**DO THIS**
Skip every image and restate the data word for word.
-- start --
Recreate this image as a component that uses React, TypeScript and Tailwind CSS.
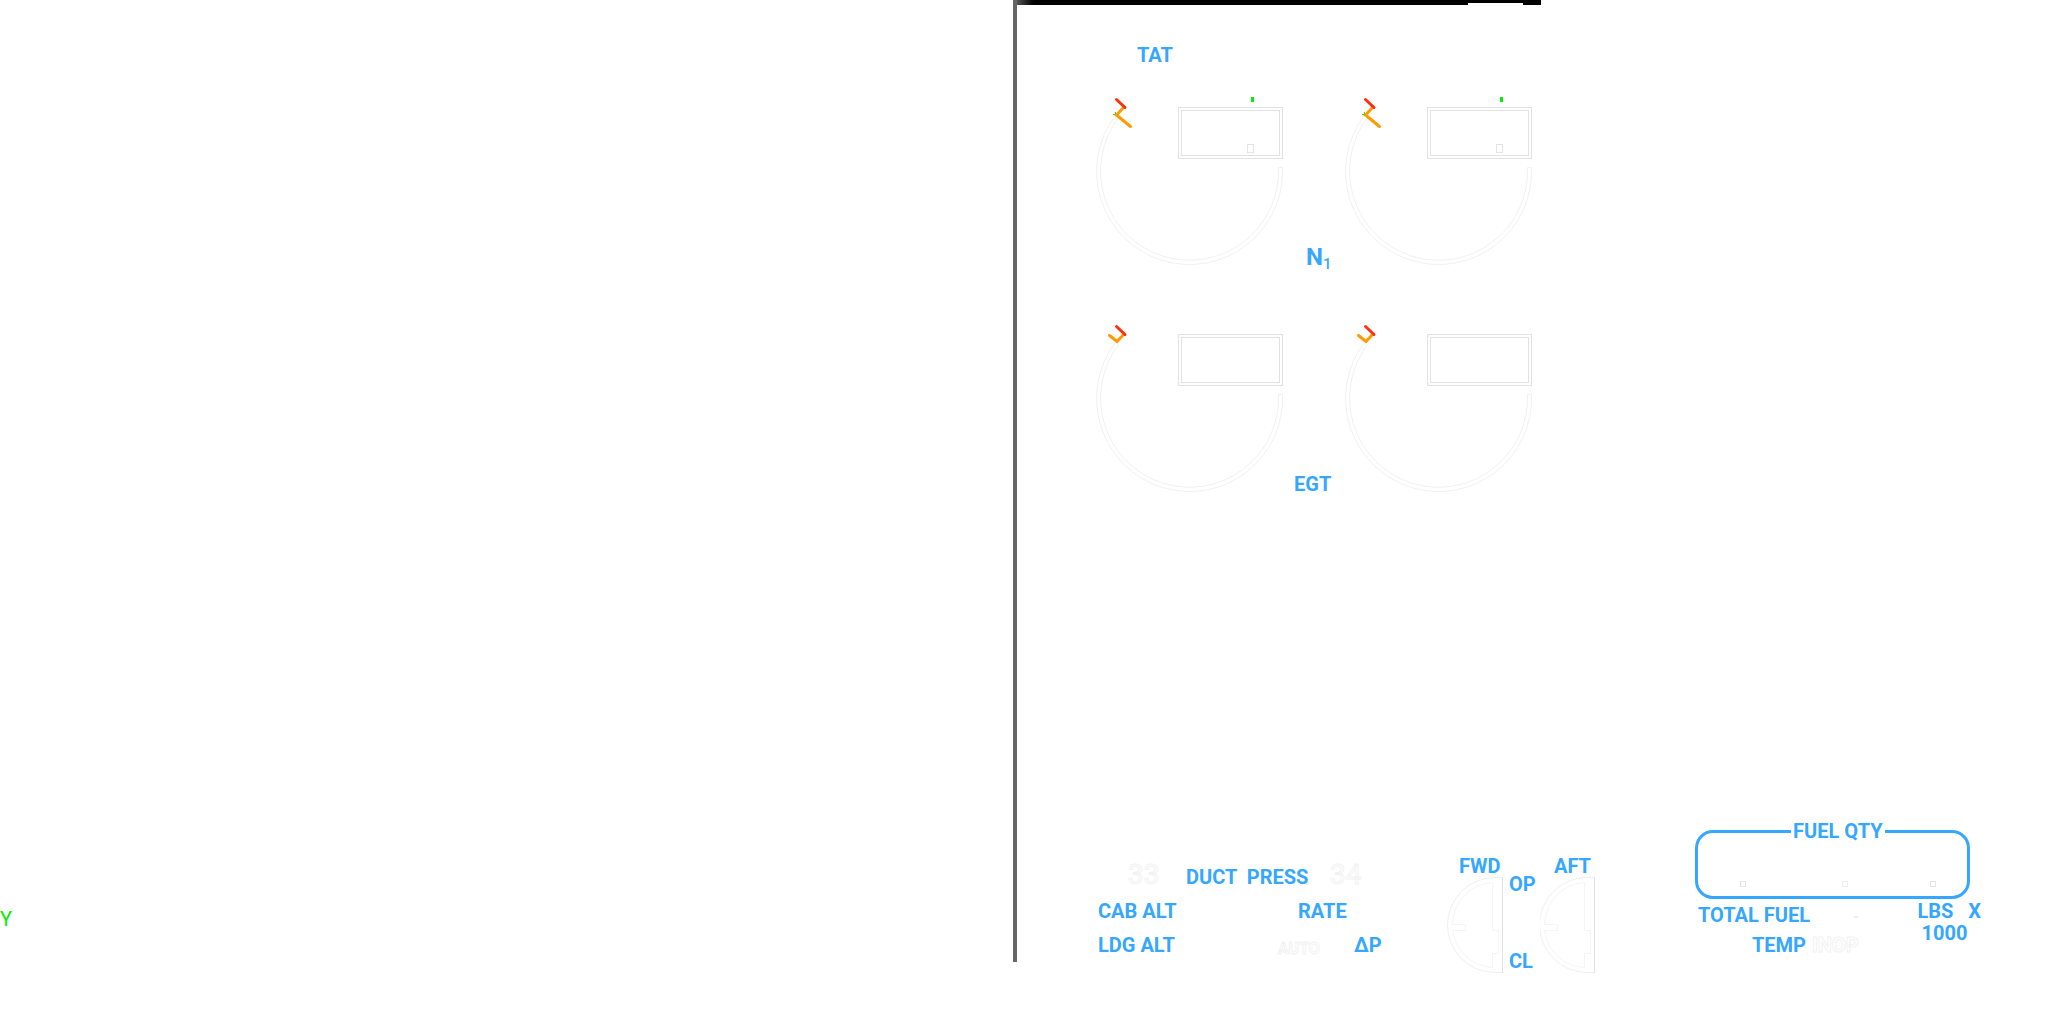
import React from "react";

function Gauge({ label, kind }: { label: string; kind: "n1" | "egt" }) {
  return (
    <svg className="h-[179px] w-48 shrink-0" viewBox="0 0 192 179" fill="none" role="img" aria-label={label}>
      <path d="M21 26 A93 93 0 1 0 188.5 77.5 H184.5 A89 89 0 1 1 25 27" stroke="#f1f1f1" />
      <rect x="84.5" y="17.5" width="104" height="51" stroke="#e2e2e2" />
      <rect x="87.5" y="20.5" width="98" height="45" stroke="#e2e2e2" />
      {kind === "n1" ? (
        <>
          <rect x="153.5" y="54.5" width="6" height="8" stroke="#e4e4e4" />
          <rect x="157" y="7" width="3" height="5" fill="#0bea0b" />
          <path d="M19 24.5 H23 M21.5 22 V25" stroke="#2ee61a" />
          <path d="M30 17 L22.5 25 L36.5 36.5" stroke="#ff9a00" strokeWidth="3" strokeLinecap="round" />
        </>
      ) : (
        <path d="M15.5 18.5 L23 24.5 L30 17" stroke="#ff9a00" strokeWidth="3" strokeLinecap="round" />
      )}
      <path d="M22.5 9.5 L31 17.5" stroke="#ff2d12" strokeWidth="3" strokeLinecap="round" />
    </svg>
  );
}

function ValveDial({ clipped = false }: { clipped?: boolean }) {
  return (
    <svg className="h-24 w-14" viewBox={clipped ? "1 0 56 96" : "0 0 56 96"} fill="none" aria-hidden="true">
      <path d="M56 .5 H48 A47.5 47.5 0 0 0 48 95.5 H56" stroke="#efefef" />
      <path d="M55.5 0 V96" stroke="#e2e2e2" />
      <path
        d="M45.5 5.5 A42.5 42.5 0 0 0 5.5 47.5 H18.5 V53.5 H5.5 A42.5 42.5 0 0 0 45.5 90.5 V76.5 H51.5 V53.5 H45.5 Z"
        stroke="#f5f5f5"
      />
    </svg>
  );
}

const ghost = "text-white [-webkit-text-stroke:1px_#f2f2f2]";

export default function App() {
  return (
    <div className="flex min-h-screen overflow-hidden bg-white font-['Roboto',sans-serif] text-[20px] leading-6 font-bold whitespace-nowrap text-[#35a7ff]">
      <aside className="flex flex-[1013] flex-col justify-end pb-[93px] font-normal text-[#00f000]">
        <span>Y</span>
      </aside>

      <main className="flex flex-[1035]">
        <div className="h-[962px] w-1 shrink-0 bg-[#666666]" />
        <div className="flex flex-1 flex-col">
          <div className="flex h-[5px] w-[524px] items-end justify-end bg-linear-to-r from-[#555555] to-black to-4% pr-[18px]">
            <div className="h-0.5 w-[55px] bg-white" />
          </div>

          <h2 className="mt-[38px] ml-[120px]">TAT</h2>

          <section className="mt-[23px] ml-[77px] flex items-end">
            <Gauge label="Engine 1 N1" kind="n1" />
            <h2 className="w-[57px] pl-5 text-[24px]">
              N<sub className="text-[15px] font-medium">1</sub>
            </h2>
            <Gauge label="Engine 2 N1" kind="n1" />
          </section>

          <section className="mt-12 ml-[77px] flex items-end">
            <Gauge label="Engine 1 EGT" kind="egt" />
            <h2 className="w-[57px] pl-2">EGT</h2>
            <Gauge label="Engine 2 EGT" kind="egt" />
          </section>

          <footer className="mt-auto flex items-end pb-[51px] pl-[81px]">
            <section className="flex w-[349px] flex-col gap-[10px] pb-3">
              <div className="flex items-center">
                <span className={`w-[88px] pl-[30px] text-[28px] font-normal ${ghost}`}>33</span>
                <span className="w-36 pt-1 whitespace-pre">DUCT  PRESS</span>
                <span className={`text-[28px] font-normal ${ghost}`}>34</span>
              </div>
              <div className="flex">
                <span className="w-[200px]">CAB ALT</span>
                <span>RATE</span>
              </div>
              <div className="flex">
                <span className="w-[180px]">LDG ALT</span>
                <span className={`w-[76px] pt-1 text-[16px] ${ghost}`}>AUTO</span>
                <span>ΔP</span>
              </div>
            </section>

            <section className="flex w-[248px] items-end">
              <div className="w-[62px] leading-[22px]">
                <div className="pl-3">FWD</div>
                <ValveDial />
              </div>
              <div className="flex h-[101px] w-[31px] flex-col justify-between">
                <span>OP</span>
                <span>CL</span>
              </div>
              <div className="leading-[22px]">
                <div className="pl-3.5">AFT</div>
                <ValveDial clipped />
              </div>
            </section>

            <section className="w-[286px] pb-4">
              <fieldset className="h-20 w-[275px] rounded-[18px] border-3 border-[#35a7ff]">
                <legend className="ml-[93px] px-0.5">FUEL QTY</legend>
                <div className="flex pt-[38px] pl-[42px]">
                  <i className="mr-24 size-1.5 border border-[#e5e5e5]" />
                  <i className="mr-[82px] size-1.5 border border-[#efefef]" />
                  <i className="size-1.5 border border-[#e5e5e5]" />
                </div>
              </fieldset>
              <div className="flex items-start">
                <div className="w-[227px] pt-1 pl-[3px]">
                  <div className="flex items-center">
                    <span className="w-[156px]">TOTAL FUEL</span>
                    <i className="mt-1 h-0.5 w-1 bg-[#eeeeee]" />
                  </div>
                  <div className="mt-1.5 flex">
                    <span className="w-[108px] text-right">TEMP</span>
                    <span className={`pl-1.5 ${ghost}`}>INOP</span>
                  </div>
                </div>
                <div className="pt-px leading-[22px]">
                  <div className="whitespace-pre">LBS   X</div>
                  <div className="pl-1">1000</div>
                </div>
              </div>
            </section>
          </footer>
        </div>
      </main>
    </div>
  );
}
-- end --
**THE RESULT**
Recreate this image as a component that uses React, TypeScript and Tailwind CSS.
import React from "react";

function Gauge({ label, kind }: { label: string; kind: "n1" | "egt" }) {
  return (
    <svg className="h-[179px] w-48 shrink-0" viewBox="0 0 192 179" fill="none" role="img" aria-label={label}>
      <path d="M21 26 A93 93 0 1 0 188.5 77.5 H184.5 A89 89 0 1 1 25 27" stroke="#f1f1f1" />
      <rect x="84.5" y="17.5" width="104" height="51" stroke="#e2e2e2" />
      <rect x="87.5" y="20.5" width="98" height="45" stroke="#e2e2e2" />
      {kind === "n1" ? (
        <>
          <rect x="153.5" y="54.5" width="6" height="8" stroke="#e4e4e4" />
          <rect x="157" y="7" width="3" height="5" fill="#0bea0b" />
          <path d="M19 24.5 H23 M21.5 22 V25" stroke="#2ee61a" />
          <path d="M30 17 L22.5 25 L36.5 36.5" stroke="#ff9a00" strokeWidth="3" strokeLinecap="round" />
        </>
      ) : (
        <path d="M15.5 18.5 L23 24.5 L30 17" stroke="#ff9a00" strokeWidth="3" strokeLinecap="round" />
      )}
      <path d="M22.5 9.5 L31 17.5" stroke="#ff2d12" strokeWidth="3" strokeLinecap="round" />
    </svg>
  );
}

function ValveDial({ clipped = false }: { clipped?: boolean }) {
  return (
    <svg className="h-24 w-14" viewBox={clipped ? "1 0 56 96" : "0 0 56 96"} fill="none" aria-hidden="true">
      <path d="M56 .5 H48 A47.5 47.5 0 0 0 48 95.5 H56" stroke="#efefef" />
      <path d="M55.5 0 V96" stroke="#e2e2e2" />
      <path
        d="M45.5 5.5 A42.5 42.5 0 0 0 5.5 47.5 H18.5 V53.5 H5.5 A42.5 42.5 0 0 0 45.5 90.5 V76.5 H51.5 V53.5 H45.5 Z"
        stroke="#f5f5f5"
      />
    </svg>
  );
}

const ghost = "text-white [-webkit-text-stroke:1px_#f2f2f2]";

export default function App() {
  return (
    <div className="flex min-h-screen overflow-hidden bg-white font-['Roboto',sans-serif] text-[20px] leading-6 font-bold whitespace-nowrap text-[#35a7ff]">
      <aside className="flex flex-[1013] flex-col justify-end pb-[93px] font-normal text-[#00f000]">
        <span>Y</span>
      </aside>

      <main className="flex flex-[1035]">
        <div className="h-[962px] w-1 shrink-0 bg-[#666666]" />
        <div className="flex flex-1 flex-col">
          <div className="flex h-[5px] w-[524px] items-end justify-end bg-linear-to-r from-[#555555] to-black to-4% pr-[18px]">
            <div className="h-0.5 w-[55px] bg-white" />
          </div>

          <h2 className="mt-[38px] ml-[120px]">TAT</h2>

          <section className="mt-[23px] ml-[77px] flex items-end">
            <Gauge label="Engine 1 N1" kind="n1" />
            <h2 className="w-[57px] pl-5 text-[24px]">
              N<sub className="text-[15px] font-medium">1</sub>
            </h2>
            <Gauge label="Engine 2 N1" kind="n1" />
          </section>

          <section className="mt-12 ml-[77px] flex items-end">
            <Gauge label="Engine 1 EGT" kind="egt" />
            <h2 className="w-[57px] pl-2">EGT</h2>
            <Gauge label="Engine 2 EGT" kind="egt" />
          </section>

          <footer className="mt-auto flex items-end pb-[51px] pl-[81px]">
            <section className="flex w-[349px] flex-col gap-[10px] pb-3">
              <div className="flex items-center">
                <span className={`w-[88px] pl-[30px] text-[28px] font-normal ${ghost}`}>33</span>
                <span className="w-36 pt-1 whitespace-pre">DUCT  PRESS</span>
                <span className={`text-[28px] font-normal ${ghost}`}>34</span>
              </div>
              <div className="flex">
                <span className="w-[200px]">CAB ALT</span>
                <span>RATE</span>
              </div>
              <div className="flex">
                <span className="w-[180px]">LDG ALT</span>
                <span className={`w-[76px] pt-1 text-[16px] ${ghost}`}>AUTO</span>
                <span>ΔP</span>
              </div>
            </section>

            <section className="flex w-[248px] items-end">
              <div className="w-[62px] leading-[22px]">
                <div className="pl-3">FWD</div>
                <ValveDial />
              </div>
              <div className="flex h-[101px] w-[31px] flex-col justify-between">
                <span>OP</span>
                <span>CL</span>
              </div>
              <div className="leading-[22px]">
                <div className="pl-3.5">AFT</div>
                <ValveDial clipped />
              </div>
            </section>

            <section className="w-[286px] pb-4">
              <fieldset className="h-20 w-[275px] rounded-[18px] border-3 border-[#35a7ff]">
                <legend className="ml-[93px] px-0.5">FUEL QTY</legend>
                <div className="flex pt-[38px] pl-[42px]">
                  <i className="mr-24 size-1.5 border border-[#e5e5e5]" />
                  <i className="mr-[82px] size-1.5 border border-[#efefef]" />
                  <i className="size-1.5 border border-[#e5e5e5]" />
                </div>
              </fieldset>
              <div className="flex items-start">
                <div className="w-[227px] pt-1 pl-[3px]">
                  <div className="flex items-center">
                    <span className="w-[156px]">TOTAL FUEL</span>
                    <i className="mt-1 h-0.5 w-1 bg-[#eeeeee]" />
                  </div>
                  <div className="mt-1.5 flex">
                    <span className="w-[108px] text-right">TEMP</span>
                    <span className={`pl-1.5 ${ghost}`}>INOP</span>
                  </div>
                </div>
                <div className="pt-px leading-[22px]">
                  <div className="whitespace-pre">LBS   X</div>
                  <div className="pl-1">1000</div>
                </div>
              </div>
            </section>
          </footer>
        </div>
      </main>
    </div>
  );
}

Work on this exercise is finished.